**Do this:**
Write out the material exactly, leaving every picture behind.

**Source data:**
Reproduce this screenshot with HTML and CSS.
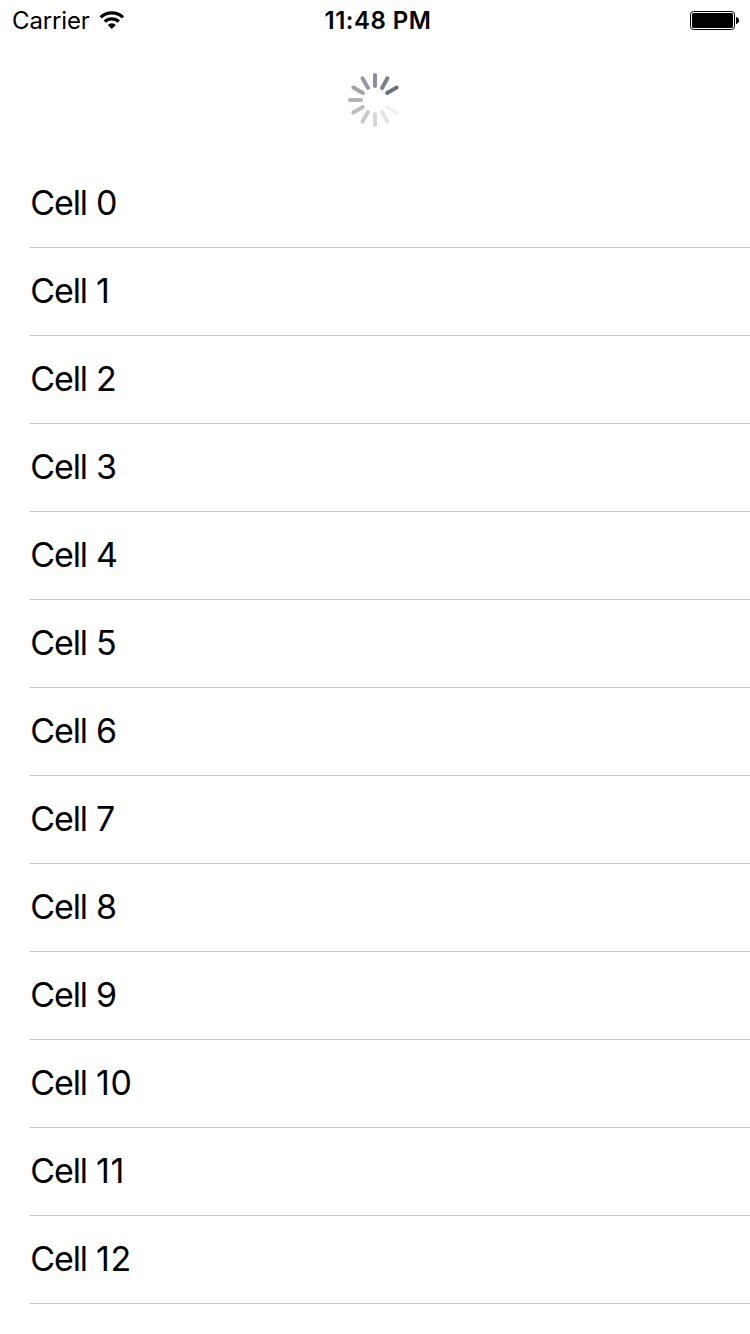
FILE: index.html
```html
<!DOCTYPE html>
<html lang="en">
<head>
<meta charset="utf-8">
<title>Cells</title>
<link rel="stylesheet" href="styles.css">
</head>
<body>
<header class="status">
  <div class="side"><span class="carrier">Carrier</span>
    <svg class="wifi" width="26" height="20" viewBox="0 0 26 20"><g fill="none" stroke="#000" stroke-width="3.2"><path d="M1.6 7.4a16.2 16.2 0 0 1 22.4 0"/><path d="M5.8 11.7a10 10 0 0 1 14 0"/></g><path d="M12.8 19l-4-4.1a5.7 5.7 0 0 1 8 0z"/></svg>
  </div>
  <div class="time">11:48 PM</div>
  <div class="side right">
    <svg class="battery" width="50" height="20" viewBox="0 0 50 20"><rect x=".5" y=".5" width="44" height="18" rx="3" fill="none" stroke="#000"/><rect x="2" y="2" width="41" height="15" rx="1.5"/><path d="M46 6q3 .8 3 3.5t-3 3.5z"/></svg>
  </div>
</header>
<div class="refresh">
  <svg class="spinner" width="56" height="56" viewBox="-28 -28 56 56"></svg>
</div>
<ul class="list"></ul>
<script src="app.js"></script>
</body>
</html>
```
FILE: styles.css
```css
body { margin: 0; background: #fff; color: #000; font-family: Inter, sans-serif; height: 1334px; overflow: hidden; }
.status { display: flex; box-sizing: border-box; height: 40px; align-items: center; padding: 1px 10px 0 12px; }
.side { flex: 1; display: flex; align-items: center; gap: 10px; }
.right { justify-content: flex-end; }
.carrier { font-size: 24px; letter-spacing: -0.15px; }
.wifi { margin: 0 0 2px -0.5px; }
.battery { margin-top: 1px; }
.time { font-size: 24px; font-weight: 600; letter-spacing: 0.5px; padding-left: 4px; }
.refresh { height: 120px; display: flex; justify-content: center; align-items: center; }
.list { list-style: none; margin: 0; padding: 0 0 0 30px; }
.cell { box-sizing: border-box; height: 88px; padding: 0 0 2px 0.3px; border-bottom: 1px solid #c8c7cc; display: flex; align-items: center; white-space: pre; font-size: 34px; }
.word { letter-spacing: -1.15px; word-spacing: 0.8px; }
.number { letter-spacing: 0.5px; }
```
FILE: app.js
```js
const list = document.querySelector('.list');
for (let i = 0; i < 13; i++) {
  const li = document.createElement('li');
  li.className = 'cell';
  li.innerHTML = `<span class="word">Cell </span><span class="number">${i}</span>`;
  list.append(li);
}
const spinner = document.querySelector('.spinner');
const shades = ['#6c7380', '#7b818c', '#8a8f98', '#9499a2', '#a0a4aa', '#afb2b8', '#bbbdc2', '#c9cbcf', '#d7d8db', '#e5e5e7', '#f2f2f2'];
shades.forEach((shade, i) => {
  const line = document.createElementNS('http://www.w3.org/2000/svg', 'line');
  line.setAttribute('y1', -14);
  line.setAttribute('y2', -25);
  line.setAttribute('stroke', shade);
  line.setAttribute('stroke-width', 4);
  line.setAttribute('stroke-linecap', 'round');
  line.setAttribute('transform', `rotate(${60 - i * 30})`);
  spinner.append(line);
});
```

**Answer:**
Reproduce this screenshot with HTML and CSS.
FILE: index.html
```html
<!DOCTYPE html>
<html lang="en">
<head>
<meta charset="utf-8">
<title>Cells</title>
<link rel="stylesheet" href="styles.css">
</head>
<body>
<header class="status">
  <div class="side"><span class="carrier">Carrier</span>
    <svg class="wifi" width="26" height="20" viewBox="0 0 26 20"><g fill="none" stroke="#000" stroke-width="3.2"><path d="M1.6 7.4a16.2 16.2 0 0 1 22.4 0"/><path d="M5.8 11.7a10 10 0 0 1 14 0"/></g><path d="M12.8 19l-4-4.1a5.7 5.7 0 0 1 8 0z"/></svg>
  </div>
  <div class="time">11:48 PM</div>
  <div class="side right">
    <svg class="battery" width="50" height="20" viewBox="0 0 50 20"><rect x=".5" y=".5" width="44" height="18" rx="3" fill="none" stroke="#000"/><rect x="2" y="2" width="41" height="15" rx="1.5"/><path d="M46 6q3 .8 3 3.5t-3 3.5z"/></svg>
  </div>
</header>
<div class="refresh">
  <svg class="spinner" width="56" height="56" viewBox="-28 -28 56 56"></svg>
</div>
<ul class="list"></ul>
<script src="app.js"></script>
</body>
</html>
```
FILE: styles.css
```css
body { margin: 0; background: #fff; color: #000; font-family: Inter, sans-serif; height: 1334px; overflow: hidden; }
.status { display: flex; box-sizing: border-box; height: 40px; align-items: center; padding: 1px 10px 0 12px; }
.side { flex: 1; display: flex; align-items: center; gap: 10px; }
.right { justify-content: flex-end; }
.carrier { font-size: 24px; letter-spacing: -0.15px; }
.wifi { margin: 0 0 2px -0.5px; }
.battery { margin-top: 1px; }
.time { font-size: 24px; font-weight: 600; letter-spacing: 0.5px; padding-left: 4px; }
.refresh { height: 120px; display: flex; justify-content: center; align-items: center; }
.list { list-style: none; margin: 0; padding: 0 0 0 30px; }
.cell { box-sizing: border-box; height: 88px; padding: 0 0 2px 0.3px; border-bottom: 1px solid #c8c7cc; display: flex; align-items: center; white-space: pre; font-size: 34px; }
.word { letter-spacing: -1.15px; word-spacing: 0.8px; }
.number { letter-spacing: 0.5px; }
```
FILE: app.js
```js
const list = document.querySelector('.list');
for (let i = 0; i < 13; i++) {
  const li = document.createElement('li');
  li.className = 'cell';
  li.innerHTML = `<span class="word">Cell </span><span class="number">${i}</span>`;
  list.append(li);
}
const spinner = document.querySelector('.spinner');
const shades = ['#6c7380', '#7b818c', '#8a8f98', '#9499a2', '#a0a4aa', '#afb2b8', '#bbbdc2', '#c9cbcf', '#d7d8db', '#e5e5e7', '#f2f2f2'];
shades.forEach((shade, i) => {
  const line = document.createElementNS('http://www.w3.org/2000/svg', 'line');
  line.setAttribute('y1', -14);
  line.setAttribute('y2', -25);
  line.setAttribute('stroke', shade);
  line.setAttribute('stroke-width', 4);
  line.setAttribute('stroke-linecap', 'round');
  line.setAttribute('transform', `rotate(${60 - i * 30})`);
  spinner.append(line);
});
```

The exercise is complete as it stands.